'''

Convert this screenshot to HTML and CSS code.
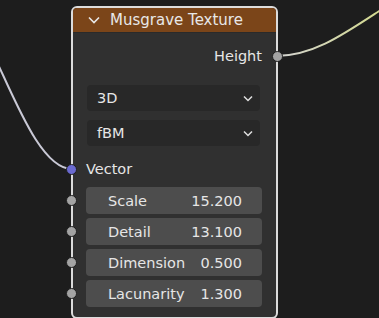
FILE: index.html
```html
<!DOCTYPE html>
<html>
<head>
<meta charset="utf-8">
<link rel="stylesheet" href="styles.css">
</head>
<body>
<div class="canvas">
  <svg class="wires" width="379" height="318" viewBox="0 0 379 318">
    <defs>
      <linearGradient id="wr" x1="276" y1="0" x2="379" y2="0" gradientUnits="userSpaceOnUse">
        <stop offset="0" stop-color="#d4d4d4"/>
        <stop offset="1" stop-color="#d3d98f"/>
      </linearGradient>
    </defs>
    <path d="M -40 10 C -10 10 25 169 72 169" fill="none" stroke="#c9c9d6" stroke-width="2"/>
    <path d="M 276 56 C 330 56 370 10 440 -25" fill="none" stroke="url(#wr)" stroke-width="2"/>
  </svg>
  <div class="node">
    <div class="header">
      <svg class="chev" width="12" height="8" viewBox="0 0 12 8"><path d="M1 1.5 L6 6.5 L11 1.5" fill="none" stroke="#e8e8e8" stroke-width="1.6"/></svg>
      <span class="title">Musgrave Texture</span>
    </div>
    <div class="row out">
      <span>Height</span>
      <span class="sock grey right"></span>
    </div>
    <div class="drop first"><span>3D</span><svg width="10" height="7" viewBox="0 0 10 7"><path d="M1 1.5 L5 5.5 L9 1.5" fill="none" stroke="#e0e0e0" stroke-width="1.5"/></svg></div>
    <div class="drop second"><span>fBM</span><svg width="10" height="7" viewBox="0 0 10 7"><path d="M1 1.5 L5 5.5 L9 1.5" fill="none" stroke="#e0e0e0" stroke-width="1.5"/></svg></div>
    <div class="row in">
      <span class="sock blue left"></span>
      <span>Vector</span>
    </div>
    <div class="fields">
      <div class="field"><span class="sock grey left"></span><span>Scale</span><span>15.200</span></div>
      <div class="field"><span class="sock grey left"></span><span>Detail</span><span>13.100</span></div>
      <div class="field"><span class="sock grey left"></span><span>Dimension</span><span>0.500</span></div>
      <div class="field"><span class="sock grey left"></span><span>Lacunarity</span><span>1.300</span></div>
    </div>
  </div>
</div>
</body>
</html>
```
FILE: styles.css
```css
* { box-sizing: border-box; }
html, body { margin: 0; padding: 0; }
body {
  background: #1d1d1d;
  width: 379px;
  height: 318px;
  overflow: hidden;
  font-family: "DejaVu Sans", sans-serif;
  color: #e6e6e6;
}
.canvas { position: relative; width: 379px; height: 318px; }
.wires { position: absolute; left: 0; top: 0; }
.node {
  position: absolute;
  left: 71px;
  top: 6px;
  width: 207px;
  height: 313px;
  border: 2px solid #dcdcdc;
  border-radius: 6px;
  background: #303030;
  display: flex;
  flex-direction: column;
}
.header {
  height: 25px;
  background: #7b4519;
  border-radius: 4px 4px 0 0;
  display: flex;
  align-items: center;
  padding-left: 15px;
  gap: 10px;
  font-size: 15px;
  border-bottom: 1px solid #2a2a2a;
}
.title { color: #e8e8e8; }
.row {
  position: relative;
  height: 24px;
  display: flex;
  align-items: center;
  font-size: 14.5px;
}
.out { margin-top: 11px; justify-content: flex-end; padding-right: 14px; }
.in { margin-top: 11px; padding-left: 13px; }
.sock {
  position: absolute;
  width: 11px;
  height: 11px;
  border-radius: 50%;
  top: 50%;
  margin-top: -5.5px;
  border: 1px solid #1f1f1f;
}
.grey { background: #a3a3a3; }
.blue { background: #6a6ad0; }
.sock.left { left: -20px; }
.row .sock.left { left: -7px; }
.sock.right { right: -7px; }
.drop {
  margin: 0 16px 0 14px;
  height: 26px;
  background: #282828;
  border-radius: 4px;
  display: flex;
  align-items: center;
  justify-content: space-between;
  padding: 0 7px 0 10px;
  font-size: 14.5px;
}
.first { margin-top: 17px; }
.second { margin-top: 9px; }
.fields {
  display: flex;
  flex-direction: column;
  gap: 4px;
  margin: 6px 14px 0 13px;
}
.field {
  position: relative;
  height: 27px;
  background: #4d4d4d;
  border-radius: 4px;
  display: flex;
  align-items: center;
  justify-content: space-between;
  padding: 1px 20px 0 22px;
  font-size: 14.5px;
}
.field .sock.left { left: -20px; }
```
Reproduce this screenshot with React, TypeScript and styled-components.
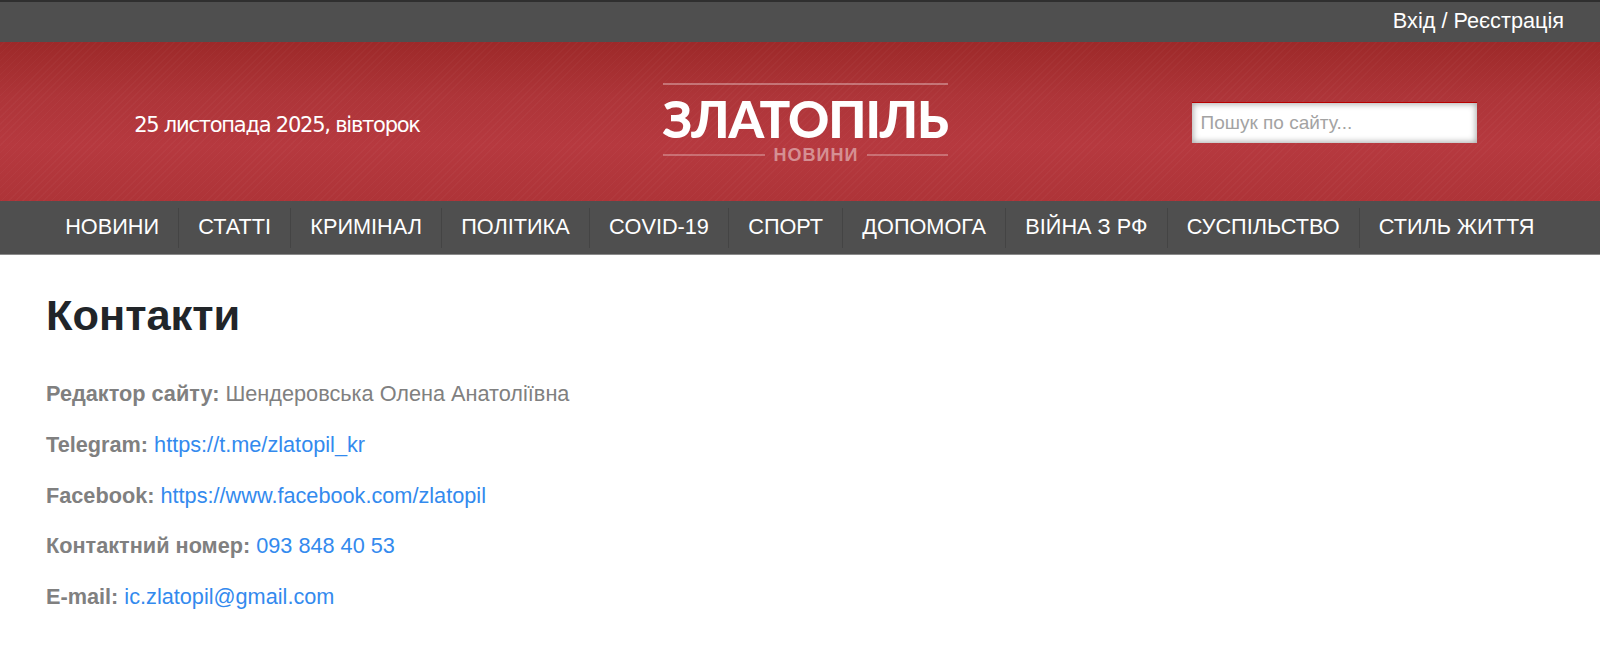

'''

PROBLEM STATEMENT: Output a faithful copy of the data, with each picture left out.

RESULT OF THIS EXERCISE:
Convert this screenshot to HTML and CSS code.
FILE: index.html
```html
<!DOCTYPE html>
<html>
<head>
<meta charset="utf-8">
<link rel="stylesheet" href="styles.css">
</head>
<body>
<div class="canvas">
  <svg class="wires" width="379" height="318" viewBox="0 0 379 318">
    <defs>
      <linearGradient id="wr" x1="276" y1="0" x2="379" y2="0" gradientUnits="userSpaceOnUse">
        <stop offset="0" stop-color="#d4d4d4"/>
        <stop offset="1" stop-color="#d3d98f"/>
      </linearGradient>
    </defs>
    <path d="M -40 10 C -10 10 25 169 72 169" fill="none" stroke="#c9c9d6" stroke-width="2"/>
    <path d="M 276 56 C 330 56 370 10 440 -25" fill="none" stroke="url(#wr)" stroke-width="2"/>
  </svg>
  <div class="node">
    <div class="header">
      <svg class="chev" width="12" height="8" viewBox="0 0 12 8"><path d="M1 1.5 L6 6.5 L11 1.5" fill="none" stroke="#e8e8e8" stroke-width="1.6"/></svg>
      <span class="title">Musgrave Texture</span>
    </div>
    <div class="row out">
      <span>Height</span>
      <span class="sock grey right"></span>
    </div>
    <div class="drop first"><span>3D</span><svg width="10" height="7" viewBox="0 0 10 7"><path d="M1 1.5 L5 5.5 L9 1.5" fill="none" stroke="#e0e0e0" stroke-width="1.5"/></svg></div>
    <div class="drop second"><span>fBM</span><svg width="10" height="7" viewBox="0 0 10 7"><path d="M1 1.5 L5 5.5 L9 1.5" fill="none" stroke="#e0e0e0" stroke-width="1.5"/></svg></div>
    <div class="row in">
      <span class="sock blue left"></span>
      <span>Vector</span>
    </div>
    <div class="fields">
      <div class="field"><span class="sock grey left"></span><span>Scale</span><span>15.200</span></div>
      <div class="field"><span class="sock grey left"></span><span>Detail</span><span>13.100</span></div>
      <div class="field"><span class="sock grey left"></span><span>Dimension</span><span>0.500</span></div>
      <div class="field"><span class="sock grey left"></span><span>Lacunarity</span><span>1.300</span></div>
    </div>
  </div>
</div>
</body>
</html>
```
FILE: styles.css
```css
* { box-sizing: border-box; }
html, body { margin: 0; padding: 0; }
body {
  background: #1d1d1d;
  width: 379px;
  height: 318px;
  overflow: hidden;
  font-family: "DejaVu Sans", sans-serif;
  color: #e6e6e6;
}
.canvas { position: relative; width: 379px; height: 318px; }
.wires { position: absolute; left: 0; top: 0; }
.node {
  position: absolute;
  left: 71px;
  top: 6px;
  width: 207px;
  height: 313px;
  border: 2px solid #dcdcdc;
  border-radius: 6px;
  background: #303030;
  display: flex;
  flex-direction: column;
}
.header {
  height: 25px;
  background: #7b4519;
  border-radius: 4px 4px 0 0;
  display: flex;
  align-items: center;
  padding-left: 15px;
  gap: 10px;
  font-size: 15px;
  border-bottom: 1px solid #2a2a2a;
}
.title { color: #e8e8e8; }
.row {
  position: relative;
  height: 24px;
  display: flex;
  align-items: center;
  font-size: 14.5px;
}
.out { margin-top: 11px; justify-content: flex-end; padding-right: 14px; }
.in { margin-top: 11px; padding-left: 13px; }
.sock {
  position: absolute;
  width: 11px;
  height: 11px;
  border-radius: 50%;
  top: 50%;
  margin-top: -5.5px;
  border: 1px solid #1f1f1f;
}
.grey { background: #a3a3a3; }
.blue { background: #6a6ad0; }
.sock.left { left: -20px; }
.row .sock.left { left: -7px; }
.sock.right { right: -7px; }
.drop {
  margin: 0 16px 0 14px;
  height: 26px;
  background: #282828;
  border-radius: 4px;
  display: flex;
  align-items: center;
  justify-content: space-between;
  padding: 0 7px 0 10px;
  font-size: 14.5px;
}
.first { margin-top: 17px; }
.second { margin-top: 9px; }
.fields {
  display: flex;
  flex-direction: column;
  gap: 4px;
  margin: 6px 14px 0 13px;
}
.field {
  position: relative;
  height: 27px;
  background: #4d4d4d;
  border-radius: 4px;
  display: flex;
  align-items: center;
  justify-content: space-between;
  padding: 1px 20px 0 22px;
  font-size: 14.5px;
}
.field .sock.left { left: -20px; }
```
Reproduce this screenshot with React, TypeScript and styled-components.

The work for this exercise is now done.